Efforts to streamline and optimize Alpha’s corporate structure include:
- To align with its smaller production footprint and reduce overhead, Alpha’s four existing operating regions will be consolidated into two. Executive and administrative support for the smaller number of operating properties within these units will be consolidated and proportionally scaled between now and early 2013, resulting in permanent overhead savings.
- With the June 2011 acquisition and integration of Massey Energy complete, and priorities addressed in the critical area of safety, Alpha intends to move aggressively to appropriately size overhead support groups to reduce costs and improve work processes, while providing functional support to the new operational footprint and structure.

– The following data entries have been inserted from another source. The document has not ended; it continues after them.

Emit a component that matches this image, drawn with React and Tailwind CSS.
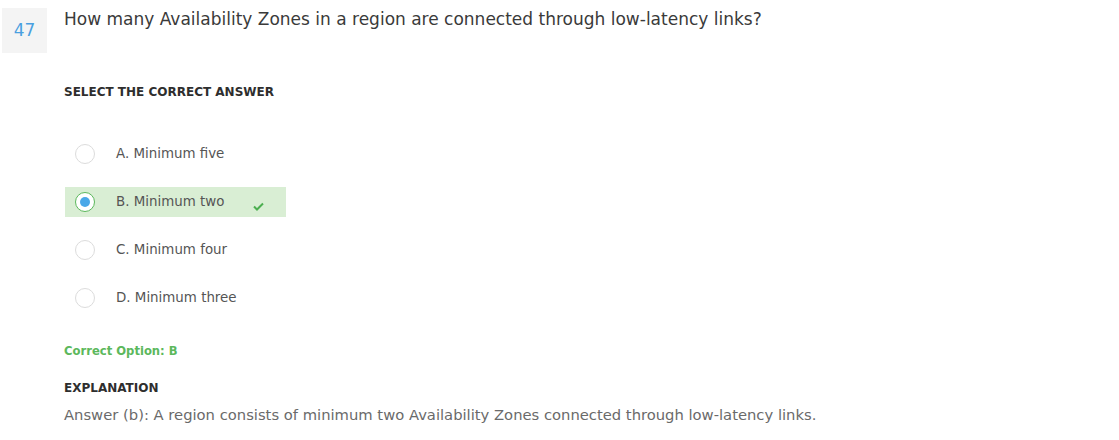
import React from "react";

const options = [
  { label: "A. Minimum five", selected: false },
  { label: "B. Minimum two", selected: true },
  { label: "C. Minimum four", selected: false },
  { label: "D. Minimum three", selected: false },
];

function Radio({ selected }) {
  if (selected) {
    return (
      <span className="w-[20px] h-[20px] rounded-full border border-[#5cb85c] bg-white flex items-center justify-center shrink-0">
        <span className="w-[10px] h-[10px] rounded-full bg-[#4aa8e8]" />
      </span>
    );
  }
  return <span className="w-[20px] h-[20px] rounded-full border border-[#dcdcdc] bg-white shrink-0" />;
}

export default function App() {
  return (
    <div
      className="w-[1119px] h-[440px] bg-white text-[#333] relative"
      style={{ fontFamily: '"DejaVu Sans", sans-serif' }}
    >
      <div className="flex items-start">
        <div className="ml-[2px] mt-[8px] w-[45px] h-[45px] bg-[#f4f4f4] flex items-center justify-center text-[17px] text-[#4a9fe0]">
          47
        </div>
        <div className="ml-[17px] mt-[7px] text-[17px] leading-[24px] text-[#3a3a3a]">
          How many Availability Zones in a region are connected through low-latency links?
        </div>
      </div>

      <div className="pl-[64px]">
        <div className="mt-[31px] h-[16px] leading-[16px] text-[12px] font-bold text-[#2e2e2e]">
          SELECT THE CORRECT ANSWER
        </div>

        <div className="mt-[39px] flex flex-col gap-[18px]">
          {options.map((o) => (
            <div
              key={o.label}
              className={
                "w-[221px] h-[30px] flex items-center pl-[10px] ml-[1px] " +
                (o.selected ? "bg-[#d9eed4]" : "")
              }
            >
              <Radio selected={o.selected} />
              <span className="ml-[21px] text-[13.4px] text-[#555] leading-[16px]">{o.label}</span>
              {o.selected && (
                <svg className="ml-[29px] mt-[9px]" width="11" height="9" viewBox="0 0 11 9">
                  <path d="M1 4.5 L4 7.5 L10 1.5" stroke="#4caf50" strokeWidth="2" fill="none" />
                </svg>
              )}
            </div>
          ))}
        </div>

        <div className="mt-[30px] h-[16px] leading-[16px] text-[11.6px] font-bold text-[#5cb85c]">
          Correct Option: B
        </div>

        <div className="mt-[21px] h-[16px] leading-[16px] text-[12px] font-bold text-[#2e2e2e]">
          EXPLANATION
        </div>

        <div className="mt-[9px] text-[14.75px] leading-[20px] text-[#6a6a6a]">
          Answer (b): A region consists of minimum two Availability Zones connected through low-latency links.
        </div>
      </div>
    </div>
  );
}
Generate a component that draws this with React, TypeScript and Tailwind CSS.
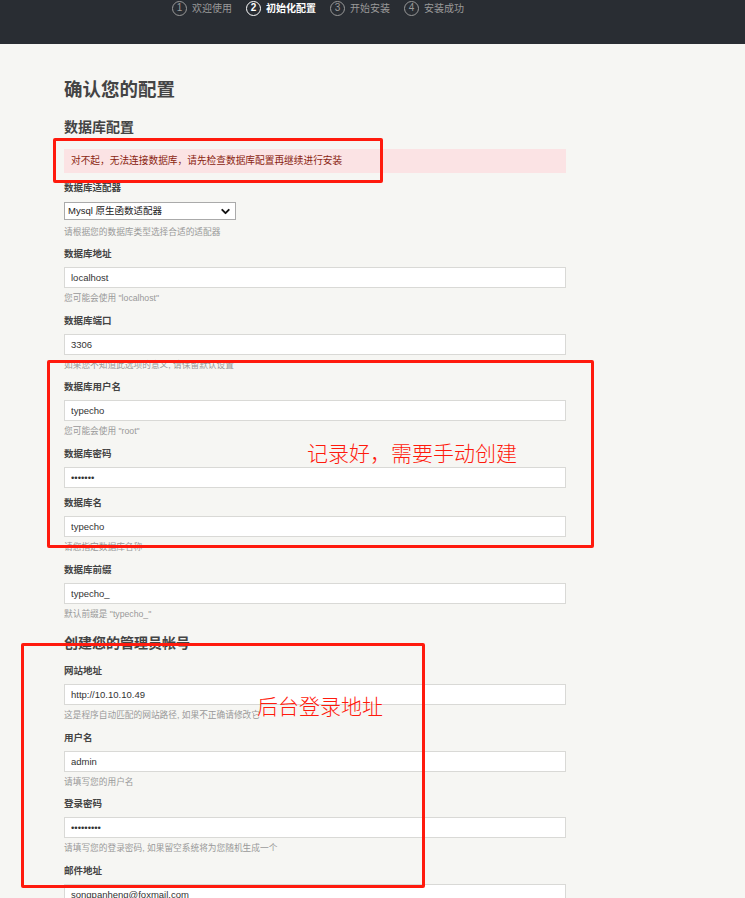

- Alpha is establishing an Operational Performance Group (OPG) to provide centralized technical support services to both new operating regions. It will support the deployment of best practices across the organization in areas like operational improvement and predictive/preventive maintenance.
- Brian Sullivan, currently president of Alpha Australia LLC, will transfer back to the U.S. to fill the vacant position of chief commercial officer (CCO), a post held by Paul Vining before he was named Alpha’s President. Sullivan will be responsible for all global sales and marketing activities.
- Randy McMillion and Eddie Neely, both members of Alpha’s Executive Leadership team (ELT), will retire Nov. 1, 2012 as previously planned. Their responsibilities will be consolidated into the current duties of other ELT members and company executives.
- The company said it is still committed to its signature Running Right employee involvement program and proactive safety systems. By investing in both areas, Alpha will continue to improve employee safety and regulatory performance. Alpha has been working particularly hard since the Massey acquisition to repair Massey’s troubled safety program.
“The focus and shape of our company need to change to reflect our new business environment,” said Vining. “We must have a nimble operating model, superior cost management and an overhead structure that matches our streamlined operational footprint. We recognize these changes will impact our people, suppliers and communities in some areas where we operate. Alpha is committed to acting transparently and responsibly throughout the transition, with respectful consideration of our people and all other stakeholders.”
Financial impact and outlook related to these changes include:
- Overhead cost savings from the streamlining of field and corporate support functions are now targeted at around $150m, which includes the $50m to $60m of cost reductions Alpha announced on June 8.
- As the realignments are finalized over the coming months, Alpha will assess their impact. Operating and financial guidance for 2013 will be provided after the completion of detailed business planning for next year.
With $7.1bn in total revenue in 2011, Alpha ranks as America’s second-largest coal producer by revenue and third-largest by production.